(4 weeks, 1 day ago)
Commons ChamberMy hon. Friend is right to highlight that issue, which is so important to many people across the UK but especially in the north of England, and in Liverpool in particular. But it is not just that. It is the way Labour rushed during the campaign to stand shoulder to shoulder with WASPI women before abandoning them when they got into office. It is about the family farm tax, which the Labour party expressly said before the election that it would not introduce but then got in and did exactly that. That was a gross betrayal of our agricultural industry and our rural communities.
The change to employer national insurance was self-evidently anti-industry, self-evidently inflationary and self-evidently a tax on jobs. It was going to have one potential outcome.
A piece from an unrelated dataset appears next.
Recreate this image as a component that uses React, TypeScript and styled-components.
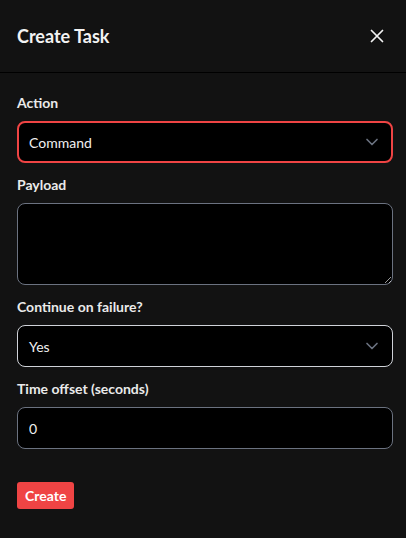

The £25 billion that the Government said that it would bring in was complete fantasy; by the time they had compensated for the public sector, it was down to single figures of billions, and even that did not take into account the drag on the economy and the lower fiscal receipts as a result of that disastrous, self-defeating policy.
Noah Law (St Austell and Newquay) (Lab)
What would be the hon. Gentleman’s answer to filling that massive fiscal black hole that we were left with?
What the hon. Gentleman needs to understand is that countries grow their way out of these issues. Growth comes from economic investment in equipment and people, raising productivity and lowering economic inactivity and all those things that have risen under Labour, because Labour does not understand economics—never has, never will.
Before I move on, I want to focus on the real impact on real people. Unemployment is now at its highest level in five years. Unemployment across the UK is at 5.2%; thankfully, through the economic efforts of our SNP Scottish Government, it is at 4.1% in Scotland, although that is still far too high for our communities. Youth unemployment in the UK is at 15%. That is a catastrophe. The way young people enter the world of work dictates their relationship with employment for the rest of their lives, and that is catastrophically damaging for young people up and down these islands.
Youth unemployment is particularly acute in hospitality. Hospitality is a gateway industry for employment, but the Government are taxing it out of existence. People with a pub, a hotel or a restaurant now feel like unpaid tax collectors for this Labour Government.